In his online bio, Gov. Greg Abbott begins, “Named ‘Best Governor in the Nation in 2020.’” That year was not exactly a banner one for governors – nor for anybody, if you recall – but the governor also shyly omits the source of his honorific. The National Governors Association? The Council of State Governments? Maybe the National Rifle Association?
We’ll get to that. Meanwhile, Abbott’s in the news again this week, as the Houston Chronicle and others reported that his Rio Grande buoy-and-razor-wire blockade is causing serious injuries and deaths among migrants, including children. A trooper wrote to his superiors, saying Border Patrol officers had been ordered to turn people back at the river and to deny them water. At least some troopers were balking at the orders, to no avail. “We made contact with command again and expressed our concerns,” wrote one trooper, “and we were given the order to tell them to go to Mexico.”
The Texas Department of Public Safety said it is “investigating” the trooper’s allegations, but denied there is any such directive. Nevertheless, it’s clear that Abbott’s latest border stunt has achieved its primary goal: national headlines for the “Best Governor of 2020.” Those drowned children will not have died in vain.
For the record, Abbott received his 2020 pat on the head from the American Legislative Exchange Council, the corporate bill-mill that churns out reactionary templates for state legislatures to rubber-stamp. His “Best of 2020” award was roughly the equivalent of Colonel Sanders getting a nod from the National Chicken-Pluckers Association. ALEC says it based Abbott’s recognition on a study performed by Laffer Associates, the consulting firm run by Arthur Laffer and Stephen Moore. Laffer and Moore’s central contribution to Western economic thought derives from the bedrock trickle-down principle, “If you cut the taxes of billionaires … you will be handsomely rewarded by billionaires.” It’s certainly worked out well for Laffer and Moore.
The gov’s bio drones on about similar accomplishments, and his commitment to carry on the tradition of the “brave pioneers who first settled the Wild West.” You won’t be surprised that Abbott fails to mention that the “Wild West” had long been settled by other folks who had lived here for thousands of years – an historical inconvenience presumably rendered unmentionable under the proscription of “critical race theory.” Abbott does note that one of his current political priorities concerns “securing the southern border in the face of federal inaction.” In the governor’s world, only certain people arriving in Texas in search of a better life qualify as “brave pioneers.”

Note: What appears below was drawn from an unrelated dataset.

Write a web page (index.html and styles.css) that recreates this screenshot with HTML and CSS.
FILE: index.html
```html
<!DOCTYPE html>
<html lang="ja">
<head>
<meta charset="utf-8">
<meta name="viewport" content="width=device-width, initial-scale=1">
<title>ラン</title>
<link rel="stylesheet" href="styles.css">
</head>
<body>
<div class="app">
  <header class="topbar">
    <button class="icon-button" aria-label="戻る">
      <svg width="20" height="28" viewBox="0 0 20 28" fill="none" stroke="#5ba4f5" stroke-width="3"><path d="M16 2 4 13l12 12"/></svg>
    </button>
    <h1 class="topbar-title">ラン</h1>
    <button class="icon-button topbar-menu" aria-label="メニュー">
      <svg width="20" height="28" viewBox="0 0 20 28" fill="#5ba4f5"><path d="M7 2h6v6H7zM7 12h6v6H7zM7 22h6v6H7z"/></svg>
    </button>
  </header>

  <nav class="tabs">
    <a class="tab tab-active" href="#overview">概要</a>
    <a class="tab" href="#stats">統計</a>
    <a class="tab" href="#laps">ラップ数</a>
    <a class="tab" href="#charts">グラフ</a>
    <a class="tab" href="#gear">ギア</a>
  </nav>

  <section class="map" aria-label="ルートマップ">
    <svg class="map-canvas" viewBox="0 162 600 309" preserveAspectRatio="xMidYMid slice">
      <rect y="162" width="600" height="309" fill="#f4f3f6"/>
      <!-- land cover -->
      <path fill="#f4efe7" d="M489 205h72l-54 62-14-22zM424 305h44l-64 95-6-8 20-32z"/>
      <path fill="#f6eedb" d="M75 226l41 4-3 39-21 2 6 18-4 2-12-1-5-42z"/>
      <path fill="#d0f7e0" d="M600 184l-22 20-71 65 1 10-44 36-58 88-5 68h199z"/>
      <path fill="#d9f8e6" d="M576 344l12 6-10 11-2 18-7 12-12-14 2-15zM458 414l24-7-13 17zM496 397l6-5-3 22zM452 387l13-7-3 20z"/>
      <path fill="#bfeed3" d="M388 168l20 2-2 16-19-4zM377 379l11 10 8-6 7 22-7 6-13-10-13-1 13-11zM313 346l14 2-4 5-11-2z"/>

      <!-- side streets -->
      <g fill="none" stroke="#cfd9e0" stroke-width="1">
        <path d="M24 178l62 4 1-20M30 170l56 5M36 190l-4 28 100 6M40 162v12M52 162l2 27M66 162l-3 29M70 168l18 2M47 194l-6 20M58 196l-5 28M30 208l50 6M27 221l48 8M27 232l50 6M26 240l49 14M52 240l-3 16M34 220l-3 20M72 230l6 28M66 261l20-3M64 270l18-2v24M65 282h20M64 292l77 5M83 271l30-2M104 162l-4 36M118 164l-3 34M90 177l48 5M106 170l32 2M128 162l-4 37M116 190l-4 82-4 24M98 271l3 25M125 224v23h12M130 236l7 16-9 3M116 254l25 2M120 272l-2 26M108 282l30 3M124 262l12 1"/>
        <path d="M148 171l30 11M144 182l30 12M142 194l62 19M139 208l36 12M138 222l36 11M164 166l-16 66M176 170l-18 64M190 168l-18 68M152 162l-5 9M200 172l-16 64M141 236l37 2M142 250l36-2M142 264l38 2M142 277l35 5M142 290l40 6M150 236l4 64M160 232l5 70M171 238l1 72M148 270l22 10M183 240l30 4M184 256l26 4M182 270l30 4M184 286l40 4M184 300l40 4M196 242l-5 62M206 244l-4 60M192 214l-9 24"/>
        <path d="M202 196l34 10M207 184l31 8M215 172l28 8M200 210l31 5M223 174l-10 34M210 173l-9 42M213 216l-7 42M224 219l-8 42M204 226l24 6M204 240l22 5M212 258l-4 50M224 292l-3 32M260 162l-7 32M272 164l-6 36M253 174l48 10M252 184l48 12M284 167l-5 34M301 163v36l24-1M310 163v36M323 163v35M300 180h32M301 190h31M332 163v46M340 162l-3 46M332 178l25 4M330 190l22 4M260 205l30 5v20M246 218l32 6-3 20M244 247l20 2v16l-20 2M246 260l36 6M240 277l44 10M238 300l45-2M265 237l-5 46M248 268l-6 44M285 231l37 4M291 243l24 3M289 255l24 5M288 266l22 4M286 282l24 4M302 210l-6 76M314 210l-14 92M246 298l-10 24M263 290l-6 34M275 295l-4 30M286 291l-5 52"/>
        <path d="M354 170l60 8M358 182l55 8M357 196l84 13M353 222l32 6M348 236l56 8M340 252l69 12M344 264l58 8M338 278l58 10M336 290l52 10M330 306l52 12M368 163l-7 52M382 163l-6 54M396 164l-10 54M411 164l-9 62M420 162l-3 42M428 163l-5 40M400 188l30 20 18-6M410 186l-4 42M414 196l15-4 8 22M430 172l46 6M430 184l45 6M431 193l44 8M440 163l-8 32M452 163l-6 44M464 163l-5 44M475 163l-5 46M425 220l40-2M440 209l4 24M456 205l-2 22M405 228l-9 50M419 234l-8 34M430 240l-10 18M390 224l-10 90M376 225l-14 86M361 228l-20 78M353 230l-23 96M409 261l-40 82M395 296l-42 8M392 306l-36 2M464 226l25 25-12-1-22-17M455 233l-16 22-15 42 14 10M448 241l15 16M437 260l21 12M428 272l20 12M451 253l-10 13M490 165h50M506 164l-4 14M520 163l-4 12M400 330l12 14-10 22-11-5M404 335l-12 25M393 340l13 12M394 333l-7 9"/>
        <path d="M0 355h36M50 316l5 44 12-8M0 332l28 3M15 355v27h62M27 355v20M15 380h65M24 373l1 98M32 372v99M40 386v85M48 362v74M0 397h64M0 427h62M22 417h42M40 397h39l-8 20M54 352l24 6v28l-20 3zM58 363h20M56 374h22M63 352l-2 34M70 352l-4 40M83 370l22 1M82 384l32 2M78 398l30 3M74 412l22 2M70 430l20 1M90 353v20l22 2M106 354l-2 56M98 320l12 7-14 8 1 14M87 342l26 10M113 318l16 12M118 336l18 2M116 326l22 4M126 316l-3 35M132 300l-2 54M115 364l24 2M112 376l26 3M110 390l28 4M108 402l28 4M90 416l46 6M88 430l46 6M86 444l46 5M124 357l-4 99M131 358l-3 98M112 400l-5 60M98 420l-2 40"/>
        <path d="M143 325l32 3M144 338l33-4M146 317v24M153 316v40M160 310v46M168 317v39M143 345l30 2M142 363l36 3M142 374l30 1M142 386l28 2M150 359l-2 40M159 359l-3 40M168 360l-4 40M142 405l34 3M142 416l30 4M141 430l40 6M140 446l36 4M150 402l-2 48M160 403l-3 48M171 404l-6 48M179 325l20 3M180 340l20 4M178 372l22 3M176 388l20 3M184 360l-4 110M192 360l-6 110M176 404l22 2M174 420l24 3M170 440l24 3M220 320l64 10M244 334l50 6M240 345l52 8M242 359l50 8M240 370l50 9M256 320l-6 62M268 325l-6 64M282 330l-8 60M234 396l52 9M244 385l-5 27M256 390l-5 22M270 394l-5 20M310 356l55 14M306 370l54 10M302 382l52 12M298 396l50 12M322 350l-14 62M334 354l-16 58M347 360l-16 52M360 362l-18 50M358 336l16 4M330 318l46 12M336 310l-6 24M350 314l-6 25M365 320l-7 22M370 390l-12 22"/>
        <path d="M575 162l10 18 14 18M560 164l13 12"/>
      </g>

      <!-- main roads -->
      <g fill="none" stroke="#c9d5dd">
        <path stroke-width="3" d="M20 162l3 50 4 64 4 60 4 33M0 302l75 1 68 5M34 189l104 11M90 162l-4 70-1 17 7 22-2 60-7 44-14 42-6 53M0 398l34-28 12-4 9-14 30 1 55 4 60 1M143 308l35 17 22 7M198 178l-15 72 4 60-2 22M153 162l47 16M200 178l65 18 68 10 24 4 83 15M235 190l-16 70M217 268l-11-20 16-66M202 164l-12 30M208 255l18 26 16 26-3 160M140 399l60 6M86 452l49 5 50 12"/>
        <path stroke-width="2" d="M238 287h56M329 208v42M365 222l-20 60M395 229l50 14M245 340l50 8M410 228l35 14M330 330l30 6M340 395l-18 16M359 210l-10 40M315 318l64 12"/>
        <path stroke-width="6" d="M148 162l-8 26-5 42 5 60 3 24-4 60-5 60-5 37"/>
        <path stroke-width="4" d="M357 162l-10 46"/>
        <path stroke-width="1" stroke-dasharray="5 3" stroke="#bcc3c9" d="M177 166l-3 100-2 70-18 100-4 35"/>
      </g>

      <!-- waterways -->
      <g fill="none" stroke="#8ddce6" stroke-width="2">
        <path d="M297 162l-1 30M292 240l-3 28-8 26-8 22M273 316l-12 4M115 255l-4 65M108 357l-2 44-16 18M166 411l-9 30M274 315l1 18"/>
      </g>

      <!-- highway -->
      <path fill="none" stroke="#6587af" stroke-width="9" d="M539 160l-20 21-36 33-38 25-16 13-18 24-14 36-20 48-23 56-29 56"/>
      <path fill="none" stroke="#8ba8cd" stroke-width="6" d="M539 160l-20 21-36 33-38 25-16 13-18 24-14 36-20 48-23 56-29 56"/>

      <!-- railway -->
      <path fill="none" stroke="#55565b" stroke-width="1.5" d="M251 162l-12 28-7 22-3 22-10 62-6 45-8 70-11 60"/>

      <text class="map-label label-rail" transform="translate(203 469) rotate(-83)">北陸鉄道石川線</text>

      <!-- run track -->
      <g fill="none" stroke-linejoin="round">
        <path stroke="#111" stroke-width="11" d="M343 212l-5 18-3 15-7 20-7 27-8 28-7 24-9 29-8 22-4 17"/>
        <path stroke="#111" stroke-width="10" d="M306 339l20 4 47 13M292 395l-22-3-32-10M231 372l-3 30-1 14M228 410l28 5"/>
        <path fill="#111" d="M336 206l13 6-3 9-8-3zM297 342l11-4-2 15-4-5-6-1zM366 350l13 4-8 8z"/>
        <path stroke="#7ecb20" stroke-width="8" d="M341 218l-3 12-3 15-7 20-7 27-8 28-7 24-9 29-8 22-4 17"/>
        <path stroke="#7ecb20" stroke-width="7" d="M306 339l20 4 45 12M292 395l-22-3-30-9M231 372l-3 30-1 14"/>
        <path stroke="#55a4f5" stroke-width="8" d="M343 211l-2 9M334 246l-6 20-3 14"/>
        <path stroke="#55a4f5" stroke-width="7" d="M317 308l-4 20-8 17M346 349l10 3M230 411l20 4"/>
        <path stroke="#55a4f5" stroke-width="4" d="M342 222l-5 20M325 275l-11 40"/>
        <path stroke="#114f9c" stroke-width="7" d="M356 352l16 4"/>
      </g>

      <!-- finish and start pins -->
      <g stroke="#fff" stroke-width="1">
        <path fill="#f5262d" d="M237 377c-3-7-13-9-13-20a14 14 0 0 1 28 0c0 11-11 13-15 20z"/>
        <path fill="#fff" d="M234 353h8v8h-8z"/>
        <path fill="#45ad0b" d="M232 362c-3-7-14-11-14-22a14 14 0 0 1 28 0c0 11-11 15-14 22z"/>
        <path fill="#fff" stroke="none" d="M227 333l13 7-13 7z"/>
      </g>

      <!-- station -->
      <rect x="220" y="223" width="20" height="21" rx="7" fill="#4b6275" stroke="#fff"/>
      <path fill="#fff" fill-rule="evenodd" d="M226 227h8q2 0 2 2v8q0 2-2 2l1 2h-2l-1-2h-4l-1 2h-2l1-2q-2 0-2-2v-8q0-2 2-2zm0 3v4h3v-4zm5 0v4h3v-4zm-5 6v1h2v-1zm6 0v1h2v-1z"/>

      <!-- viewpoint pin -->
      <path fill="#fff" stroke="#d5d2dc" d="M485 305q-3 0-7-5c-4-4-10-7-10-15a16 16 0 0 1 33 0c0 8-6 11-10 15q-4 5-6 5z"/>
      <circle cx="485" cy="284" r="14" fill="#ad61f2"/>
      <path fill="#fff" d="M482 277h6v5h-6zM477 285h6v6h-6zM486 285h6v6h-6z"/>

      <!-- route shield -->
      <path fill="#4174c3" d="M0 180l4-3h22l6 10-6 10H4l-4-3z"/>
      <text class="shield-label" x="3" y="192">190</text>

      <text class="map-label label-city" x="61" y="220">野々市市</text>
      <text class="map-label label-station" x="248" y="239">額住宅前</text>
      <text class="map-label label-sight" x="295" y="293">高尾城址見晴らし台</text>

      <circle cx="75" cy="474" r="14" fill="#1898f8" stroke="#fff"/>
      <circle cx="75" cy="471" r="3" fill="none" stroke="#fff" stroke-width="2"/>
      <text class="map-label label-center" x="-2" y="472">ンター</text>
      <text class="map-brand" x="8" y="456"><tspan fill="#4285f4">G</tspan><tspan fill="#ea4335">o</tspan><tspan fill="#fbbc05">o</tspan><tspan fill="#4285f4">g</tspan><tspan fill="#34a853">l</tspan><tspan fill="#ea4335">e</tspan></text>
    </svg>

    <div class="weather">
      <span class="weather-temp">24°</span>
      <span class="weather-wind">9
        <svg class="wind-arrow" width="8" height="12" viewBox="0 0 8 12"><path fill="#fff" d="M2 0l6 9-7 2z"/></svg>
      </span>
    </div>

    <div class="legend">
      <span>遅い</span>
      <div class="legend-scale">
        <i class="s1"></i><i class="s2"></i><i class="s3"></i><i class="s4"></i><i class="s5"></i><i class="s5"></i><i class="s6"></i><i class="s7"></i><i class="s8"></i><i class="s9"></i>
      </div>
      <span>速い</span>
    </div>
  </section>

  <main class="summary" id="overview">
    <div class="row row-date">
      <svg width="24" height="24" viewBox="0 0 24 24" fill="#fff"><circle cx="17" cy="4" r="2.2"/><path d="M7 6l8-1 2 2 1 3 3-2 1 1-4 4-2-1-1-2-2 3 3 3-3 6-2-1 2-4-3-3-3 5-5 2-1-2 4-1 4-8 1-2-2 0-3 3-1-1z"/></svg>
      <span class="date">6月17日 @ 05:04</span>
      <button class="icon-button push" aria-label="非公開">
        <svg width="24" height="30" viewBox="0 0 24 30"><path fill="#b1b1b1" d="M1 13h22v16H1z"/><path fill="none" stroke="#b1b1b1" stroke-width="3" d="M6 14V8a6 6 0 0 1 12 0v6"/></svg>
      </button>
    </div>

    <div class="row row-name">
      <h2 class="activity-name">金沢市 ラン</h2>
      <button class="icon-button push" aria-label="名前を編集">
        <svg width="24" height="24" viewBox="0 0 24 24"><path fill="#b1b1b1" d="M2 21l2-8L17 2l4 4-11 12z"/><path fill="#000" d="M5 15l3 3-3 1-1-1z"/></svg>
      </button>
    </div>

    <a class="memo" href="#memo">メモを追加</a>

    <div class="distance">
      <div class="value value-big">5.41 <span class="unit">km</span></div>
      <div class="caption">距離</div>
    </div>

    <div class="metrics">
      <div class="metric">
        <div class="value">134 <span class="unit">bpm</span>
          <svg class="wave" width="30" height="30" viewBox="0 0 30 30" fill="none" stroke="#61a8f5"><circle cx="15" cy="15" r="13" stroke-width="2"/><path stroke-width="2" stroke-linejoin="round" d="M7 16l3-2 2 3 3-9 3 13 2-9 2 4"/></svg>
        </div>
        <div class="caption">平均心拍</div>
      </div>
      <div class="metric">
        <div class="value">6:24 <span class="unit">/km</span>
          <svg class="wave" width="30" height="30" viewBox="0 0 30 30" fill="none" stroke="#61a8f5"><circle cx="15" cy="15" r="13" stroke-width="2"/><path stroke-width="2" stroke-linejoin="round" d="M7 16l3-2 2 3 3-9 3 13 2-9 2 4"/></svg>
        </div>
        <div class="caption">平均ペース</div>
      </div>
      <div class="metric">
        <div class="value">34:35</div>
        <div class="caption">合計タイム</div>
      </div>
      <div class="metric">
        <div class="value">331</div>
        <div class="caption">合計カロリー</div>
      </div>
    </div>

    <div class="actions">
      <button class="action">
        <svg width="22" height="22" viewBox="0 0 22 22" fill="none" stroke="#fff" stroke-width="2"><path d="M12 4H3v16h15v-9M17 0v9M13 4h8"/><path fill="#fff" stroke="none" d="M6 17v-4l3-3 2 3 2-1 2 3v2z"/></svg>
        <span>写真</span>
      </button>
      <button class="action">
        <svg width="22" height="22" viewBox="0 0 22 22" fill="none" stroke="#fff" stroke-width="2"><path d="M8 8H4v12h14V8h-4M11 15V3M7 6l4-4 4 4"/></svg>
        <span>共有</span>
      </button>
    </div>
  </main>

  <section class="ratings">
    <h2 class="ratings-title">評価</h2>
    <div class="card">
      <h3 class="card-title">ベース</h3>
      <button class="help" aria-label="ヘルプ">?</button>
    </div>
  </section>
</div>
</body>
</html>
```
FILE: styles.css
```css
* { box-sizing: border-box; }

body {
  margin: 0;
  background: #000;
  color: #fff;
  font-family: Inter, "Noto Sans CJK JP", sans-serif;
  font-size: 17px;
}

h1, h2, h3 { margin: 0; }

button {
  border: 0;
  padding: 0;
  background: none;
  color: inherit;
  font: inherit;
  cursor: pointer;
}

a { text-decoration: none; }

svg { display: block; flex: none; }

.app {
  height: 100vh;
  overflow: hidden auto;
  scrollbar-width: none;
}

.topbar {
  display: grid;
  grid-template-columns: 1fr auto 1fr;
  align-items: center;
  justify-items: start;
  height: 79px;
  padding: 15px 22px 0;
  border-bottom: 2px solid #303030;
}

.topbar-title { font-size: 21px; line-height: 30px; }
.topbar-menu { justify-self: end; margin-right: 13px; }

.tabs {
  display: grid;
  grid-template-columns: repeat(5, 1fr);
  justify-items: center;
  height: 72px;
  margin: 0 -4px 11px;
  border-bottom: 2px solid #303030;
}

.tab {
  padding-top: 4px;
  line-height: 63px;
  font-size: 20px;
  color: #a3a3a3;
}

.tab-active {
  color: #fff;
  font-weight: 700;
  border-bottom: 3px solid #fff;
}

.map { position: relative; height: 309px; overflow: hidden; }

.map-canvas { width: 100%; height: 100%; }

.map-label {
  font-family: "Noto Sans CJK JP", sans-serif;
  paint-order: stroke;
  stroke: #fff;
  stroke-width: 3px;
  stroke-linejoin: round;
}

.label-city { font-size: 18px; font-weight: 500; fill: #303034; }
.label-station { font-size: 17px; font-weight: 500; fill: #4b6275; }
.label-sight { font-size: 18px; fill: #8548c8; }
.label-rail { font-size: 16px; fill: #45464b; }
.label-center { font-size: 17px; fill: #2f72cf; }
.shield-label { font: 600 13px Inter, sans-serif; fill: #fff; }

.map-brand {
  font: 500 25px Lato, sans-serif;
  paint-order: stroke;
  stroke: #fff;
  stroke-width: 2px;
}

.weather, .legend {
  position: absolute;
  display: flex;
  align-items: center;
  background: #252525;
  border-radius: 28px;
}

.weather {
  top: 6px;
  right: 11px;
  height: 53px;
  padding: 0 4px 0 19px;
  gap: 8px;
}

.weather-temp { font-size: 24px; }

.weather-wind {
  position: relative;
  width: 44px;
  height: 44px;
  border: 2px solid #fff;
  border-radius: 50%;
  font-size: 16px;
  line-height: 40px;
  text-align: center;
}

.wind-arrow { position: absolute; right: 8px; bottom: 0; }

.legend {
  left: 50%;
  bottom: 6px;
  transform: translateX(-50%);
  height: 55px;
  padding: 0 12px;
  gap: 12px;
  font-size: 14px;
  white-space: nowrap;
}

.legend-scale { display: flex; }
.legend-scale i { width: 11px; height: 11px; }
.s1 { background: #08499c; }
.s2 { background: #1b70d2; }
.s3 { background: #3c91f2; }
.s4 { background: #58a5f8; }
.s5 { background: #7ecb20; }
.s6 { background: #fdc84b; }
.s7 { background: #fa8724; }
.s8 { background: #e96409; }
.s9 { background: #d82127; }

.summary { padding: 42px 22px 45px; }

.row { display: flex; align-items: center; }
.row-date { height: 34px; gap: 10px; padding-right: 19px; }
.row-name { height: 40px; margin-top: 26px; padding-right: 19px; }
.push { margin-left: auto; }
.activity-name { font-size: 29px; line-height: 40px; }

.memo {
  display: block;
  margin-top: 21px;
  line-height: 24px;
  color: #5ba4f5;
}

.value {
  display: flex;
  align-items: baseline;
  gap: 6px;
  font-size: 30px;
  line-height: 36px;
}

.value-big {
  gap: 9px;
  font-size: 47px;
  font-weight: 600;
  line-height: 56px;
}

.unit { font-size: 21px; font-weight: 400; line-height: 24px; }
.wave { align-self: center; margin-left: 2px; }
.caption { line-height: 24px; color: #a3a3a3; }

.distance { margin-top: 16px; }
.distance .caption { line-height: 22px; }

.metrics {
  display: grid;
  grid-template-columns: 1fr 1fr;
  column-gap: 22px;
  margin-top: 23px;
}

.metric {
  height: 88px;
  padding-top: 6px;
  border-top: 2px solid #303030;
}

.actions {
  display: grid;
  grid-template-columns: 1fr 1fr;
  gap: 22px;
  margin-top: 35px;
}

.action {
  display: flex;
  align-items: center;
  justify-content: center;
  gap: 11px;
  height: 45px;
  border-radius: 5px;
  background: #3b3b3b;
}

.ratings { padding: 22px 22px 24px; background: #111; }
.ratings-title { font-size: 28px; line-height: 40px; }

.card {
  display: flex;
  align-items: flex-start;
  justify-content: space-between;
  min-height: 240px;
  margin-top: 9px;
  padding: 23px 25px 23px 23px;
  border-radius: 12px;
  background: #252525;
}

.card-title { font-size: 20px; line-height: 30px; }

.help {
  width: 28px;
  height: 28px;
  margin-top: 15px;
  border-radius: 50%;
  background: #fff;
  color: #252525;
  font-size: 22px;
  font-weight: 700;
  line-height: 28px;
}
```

Beyond the bio, Abbott is trumpeting his most recent legislative accomplishment, the hard-fought compromise with his fellow Republicans that produced “the largest property tax cut in history.” Tax cuts never go out of style (see Laffer and Moore), but property taxes in Texas remain so high in part because our state leadership refuses to consider an income tax, a much fairer way for all of us to share necessary expenses. A lesser-noticed detail of the tax cut deal is that it deleted an early provision for schoolteacher pay raises – because Abbott and his GOP colleagues intend to hold teacher pay hostage against their determination to impose a private school voucher system, promised for yet another special session in the fall.
Abbott and company will call the plan “Education Savings Accounts” or some other euphemism, but such voucher plans – enthusiastically promoted by ALEC & Co. – essentially work by transferring funds that should be going to public schools to families already paying tuition for their children in private schools. In other words, it’s another tax cut scam for the rich. Vouchers also represent one more step in the GOP’s long-running campaign to undermine the Texas Constitutional guarantee “for the support and maintenance of an efficient system of public free schools.” (It’s true that those brave pioneers had in mind only a certain complexion of public school student; nevertheless, their less enlightened successors continue twisting the law in knots to evade their constitutional obligation.)
The voucher scam has been foiled thus far not by the Democratic minority, but by rural Republican legislators who know that their district public schools are indispensable local institutions, and that voucher funds will largely transfer to private schools elsewhere. Meanwhile, school districts across the state, abandoned by the Legislature, are employing deficit budgets in order to pay their teachers, or risk losing them. Abbott might well succeed in forcing those legislators to choose between paying teachers or rejecting private-school vouchers. It’s a classic Mafia protection gambit.
What will become of Gov. “Best in the Nation” Abbott’s eventual political legacy? It’s unlikely to be tax cuts or his headline-grabbing border militarization. Despite his denunciation of “federal inaction,” it turns out the Biden Administration’s recent immigration policy changes have resulted in a steep decline in border crossings, meaning fewer people to trap in razor wire or drown in the Rio Grande. When the big orange buoys deliver diminishing PR returns, what’s next? Trumpian moats and alligators?
Well, should anti-immigrant hysteria become insufficient to move the political needle, perhaps steely-eyed gun promotion can sustain the governor’s reputation for preserving his retrograde version of “Texas values.” Either policy generates a certain amount of blowback, but politics ain’t patty-cake. Sometimes when a governor makes tough decisions, there can be distressing or even fatal consequences, especially for children – whether along the Rio Grande or in Texas schoolrooms. Becoming “Best in the Nation” has its costs, and somebody has to pay them.